What is required =>
Take each line containing "this" and report it exactly as written.

Task material =>
◇ ◇ ◇ ◇ ◇
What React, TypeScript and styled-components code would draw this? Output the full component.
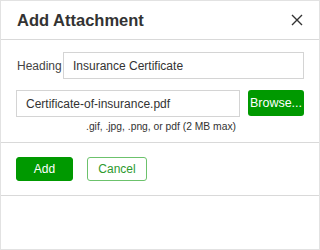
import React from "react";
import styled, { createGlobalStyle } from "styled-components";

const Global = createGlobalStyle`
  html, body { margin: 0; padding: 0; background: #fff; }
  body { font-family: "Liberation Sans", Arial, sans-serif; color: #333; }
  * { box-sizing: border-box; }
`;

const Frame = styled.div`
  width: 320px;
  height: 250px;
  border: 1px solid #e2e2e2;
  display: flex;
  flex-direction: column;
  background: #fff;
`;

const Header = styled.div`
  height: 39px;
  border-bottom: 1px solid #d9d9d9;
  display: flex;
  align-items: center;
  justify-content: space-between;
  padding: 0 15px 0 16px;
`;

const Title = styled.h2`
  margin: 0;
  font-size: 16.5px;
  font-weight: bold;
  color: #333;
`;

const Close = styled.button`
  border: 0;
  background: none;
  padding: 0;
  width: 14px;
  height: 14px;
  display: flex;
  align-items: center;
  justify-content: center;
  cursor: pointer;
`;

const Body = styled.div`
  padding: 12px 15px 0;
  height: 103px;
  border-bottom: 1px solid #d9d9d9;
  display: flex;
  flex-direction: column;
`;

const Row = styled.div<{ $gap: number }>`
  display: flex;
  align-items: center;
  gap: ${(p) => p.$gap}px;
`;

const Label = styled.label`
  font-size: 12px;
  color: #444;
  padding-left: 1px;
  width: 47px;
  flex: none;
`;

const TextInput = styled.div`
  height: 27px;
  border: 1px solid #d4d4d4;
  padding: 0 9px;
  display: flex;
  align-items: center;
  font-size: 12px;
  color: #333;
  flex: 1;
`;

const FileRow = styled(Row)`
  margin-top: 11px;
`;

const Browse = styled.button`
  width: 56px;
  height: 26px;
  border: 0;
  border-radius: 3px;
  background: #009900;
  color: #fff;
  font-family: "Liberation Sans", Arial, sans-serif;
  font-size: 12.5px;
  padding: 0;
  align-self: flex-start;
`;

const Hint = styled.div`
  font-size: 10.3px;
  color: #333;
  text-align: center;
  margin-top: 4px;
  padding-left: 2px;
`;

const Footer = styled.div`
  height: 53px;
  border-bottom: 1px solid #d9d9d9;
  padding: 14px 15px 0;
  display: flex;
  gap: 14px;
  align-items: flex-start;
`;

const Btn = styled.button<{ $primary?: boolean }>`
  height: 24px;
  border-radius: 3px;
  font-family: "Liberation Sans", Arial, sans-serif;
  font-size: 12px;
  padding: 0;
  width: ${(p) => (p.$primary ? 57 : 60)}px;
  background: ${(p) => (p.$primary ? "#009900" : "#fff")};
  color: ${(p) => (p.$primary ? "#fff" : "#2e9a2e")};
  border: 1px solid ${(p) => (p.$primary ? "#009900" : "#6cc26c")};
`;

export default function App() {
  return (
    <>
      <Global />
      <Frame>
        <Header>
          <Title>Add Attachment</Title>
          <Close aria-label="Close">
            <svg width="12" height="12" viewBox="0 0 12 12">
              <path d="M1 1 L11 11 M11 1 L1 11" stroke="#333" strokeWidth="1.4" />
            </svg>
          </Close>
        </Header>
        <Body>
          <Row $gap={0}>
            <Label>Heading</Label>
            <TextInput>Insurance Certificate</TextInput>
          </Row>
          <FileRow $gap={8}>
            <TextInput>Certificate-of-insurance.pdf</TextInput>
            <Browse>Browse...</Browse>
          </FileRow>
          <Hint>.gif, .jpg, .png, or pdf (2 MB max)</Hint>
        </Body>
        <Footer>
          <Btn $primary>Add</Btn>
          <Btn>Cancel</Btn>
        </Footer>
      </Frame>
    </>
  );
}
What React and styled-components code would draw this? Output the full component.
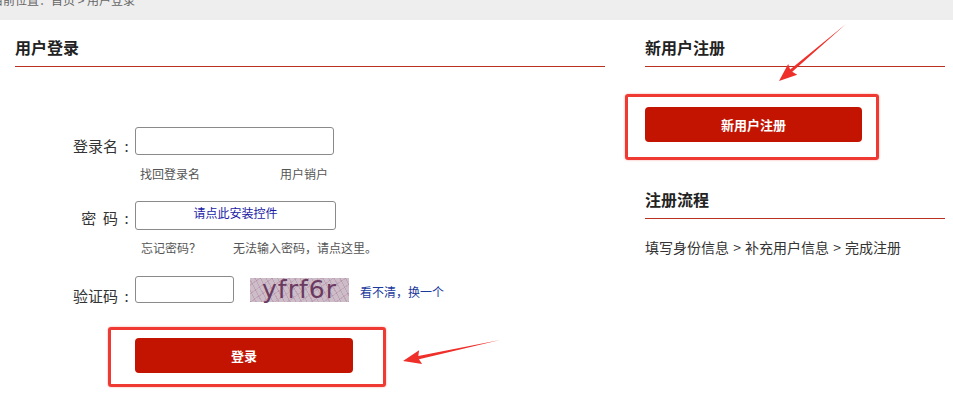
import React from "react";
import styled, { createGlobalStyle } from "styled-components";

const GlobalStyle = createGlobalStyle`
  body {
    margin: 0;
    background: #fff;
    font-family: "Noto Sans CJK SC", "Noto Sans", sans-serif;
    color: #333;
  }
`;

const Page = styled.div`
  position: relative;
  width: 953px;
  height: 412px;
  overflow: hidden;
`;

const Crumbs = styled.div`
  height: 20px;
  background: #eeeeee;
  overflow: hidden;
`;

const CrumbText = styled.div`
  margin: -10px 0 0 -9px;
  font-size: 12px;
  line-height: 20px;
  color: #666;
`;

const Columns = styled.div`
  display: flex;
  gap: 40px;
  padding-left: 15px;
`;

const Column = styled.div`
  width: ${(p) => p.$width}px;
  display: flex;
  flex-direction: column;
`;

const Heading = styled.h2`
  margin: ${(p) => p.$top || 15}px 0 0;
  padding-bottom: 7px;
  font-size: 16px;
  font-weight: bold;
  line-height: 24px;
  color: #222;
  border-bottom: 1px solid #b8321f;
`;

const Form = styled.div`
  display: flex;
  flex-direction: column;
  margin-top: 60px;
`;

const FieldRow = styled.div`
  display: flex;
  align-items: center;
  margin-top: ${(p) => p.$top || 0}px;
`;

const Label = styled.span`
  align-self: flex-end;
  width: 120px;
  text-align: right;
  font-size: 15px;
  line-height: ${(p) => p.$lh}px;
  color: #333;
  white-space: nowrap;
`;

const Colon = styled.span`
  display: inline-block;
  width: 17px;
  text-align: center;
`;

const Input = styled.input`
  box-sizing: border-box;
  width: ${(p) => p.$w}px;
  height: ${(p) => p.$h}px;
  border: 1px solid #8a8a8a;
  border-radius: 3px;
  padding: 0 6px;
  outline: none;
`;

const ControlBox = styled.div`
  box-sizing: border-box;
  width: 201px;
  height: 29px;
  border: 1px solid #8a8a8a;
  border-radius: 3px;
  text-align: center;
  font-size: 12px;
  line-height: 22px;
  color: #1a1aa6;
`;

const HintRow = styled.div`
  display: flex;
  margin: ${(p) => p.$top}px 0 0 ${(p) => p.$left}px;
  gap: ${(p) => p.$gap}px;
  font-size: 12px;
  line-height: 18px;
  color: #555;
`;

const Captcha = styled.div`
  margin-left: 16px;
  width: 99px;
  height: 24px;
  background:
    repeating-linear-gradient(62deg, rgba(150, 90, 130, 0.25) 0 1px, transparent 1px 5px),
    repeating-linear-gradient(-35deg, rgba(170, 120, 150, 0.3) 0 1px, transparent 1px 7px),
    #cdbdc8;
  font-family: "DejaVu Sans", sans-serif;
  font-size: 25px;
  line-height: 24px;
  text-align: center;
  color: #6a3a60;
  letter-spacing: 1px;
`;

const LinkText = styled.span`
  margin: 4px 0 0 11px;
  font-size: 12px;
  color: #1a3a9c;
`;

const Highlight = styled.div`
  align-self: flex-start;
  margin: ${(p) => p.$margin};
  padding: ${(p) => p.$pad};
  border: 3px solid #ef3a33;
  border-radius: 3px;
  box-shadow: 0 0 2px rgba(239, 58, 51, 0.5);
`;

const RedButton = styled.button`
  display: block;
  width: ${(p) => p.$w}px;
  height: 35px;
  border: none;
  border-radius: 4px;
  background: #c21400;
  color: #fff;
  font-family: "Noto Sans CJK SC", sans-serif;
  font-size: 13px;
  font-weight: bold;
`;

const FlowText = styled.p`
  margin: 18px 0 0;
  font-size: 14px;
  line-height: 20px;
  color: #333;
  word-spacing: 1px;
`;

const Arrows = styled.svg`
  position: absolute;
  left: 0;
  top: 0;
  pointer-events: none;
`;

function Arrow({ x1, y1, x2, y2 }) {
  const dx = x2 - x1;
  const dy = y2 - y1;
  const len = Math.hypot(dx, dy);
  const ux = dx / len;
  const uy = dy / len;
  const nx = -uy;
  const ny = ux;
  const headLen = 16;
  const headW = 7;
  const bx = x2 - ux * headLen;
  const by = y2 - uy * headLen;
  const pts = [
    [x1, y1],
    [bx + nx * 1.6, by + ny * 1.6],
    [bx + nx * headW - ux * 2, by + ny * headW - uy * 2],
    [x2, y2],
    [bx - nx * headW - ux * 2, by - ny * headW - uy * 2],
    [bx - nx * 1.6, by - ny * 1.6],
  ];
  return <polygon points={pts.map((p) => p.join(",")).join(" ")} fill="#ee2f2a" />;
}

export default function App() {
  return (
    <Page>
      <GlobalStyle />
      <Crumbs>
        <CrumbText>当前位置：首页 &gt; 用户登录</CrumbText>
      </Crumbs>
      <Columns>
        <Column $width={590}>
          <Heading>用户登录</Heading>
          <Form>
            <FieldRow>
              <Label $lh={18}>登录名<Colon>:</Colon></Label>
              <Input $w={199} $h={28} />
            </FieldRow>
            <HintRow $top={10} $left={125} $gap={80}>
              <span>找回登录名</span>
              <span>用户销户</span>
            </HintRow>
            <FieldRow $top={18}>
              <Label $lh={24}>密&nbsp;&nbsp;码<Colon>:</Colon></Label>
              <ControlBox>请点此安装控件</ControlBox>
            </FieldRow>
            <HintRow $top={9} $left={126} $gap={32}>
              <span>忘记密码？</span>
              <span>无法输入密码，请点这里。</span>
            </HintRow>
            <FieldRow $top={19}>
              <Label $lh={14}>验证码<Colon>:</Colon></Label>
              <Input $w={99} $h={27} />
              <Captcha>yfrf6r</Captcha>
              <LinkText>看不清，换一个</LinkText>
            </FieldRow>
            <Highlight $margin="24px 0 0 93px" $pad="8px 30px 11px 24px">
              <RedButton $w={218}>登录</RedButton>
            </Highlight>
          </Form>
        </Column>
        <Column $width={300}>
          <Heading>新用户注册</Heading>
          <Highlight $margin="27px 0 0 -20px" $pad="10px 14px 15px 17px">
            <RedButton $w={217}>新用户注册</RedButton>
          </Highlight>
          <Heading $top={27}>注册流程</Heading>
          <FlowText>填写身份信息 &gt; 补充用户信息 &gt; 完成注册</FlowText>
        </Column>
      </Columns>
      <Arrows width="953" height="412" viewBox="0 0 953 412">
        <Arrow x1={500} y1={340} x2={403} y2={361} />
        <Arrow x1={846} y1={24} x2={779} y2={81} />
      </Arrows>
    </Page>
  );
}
◇ ◇ ◇ ◇ ◇
Written answer =>
What React, TypeScript and styled-components code would draw this? Output the full component.
What React and styled-components code would draw this? Output the full component.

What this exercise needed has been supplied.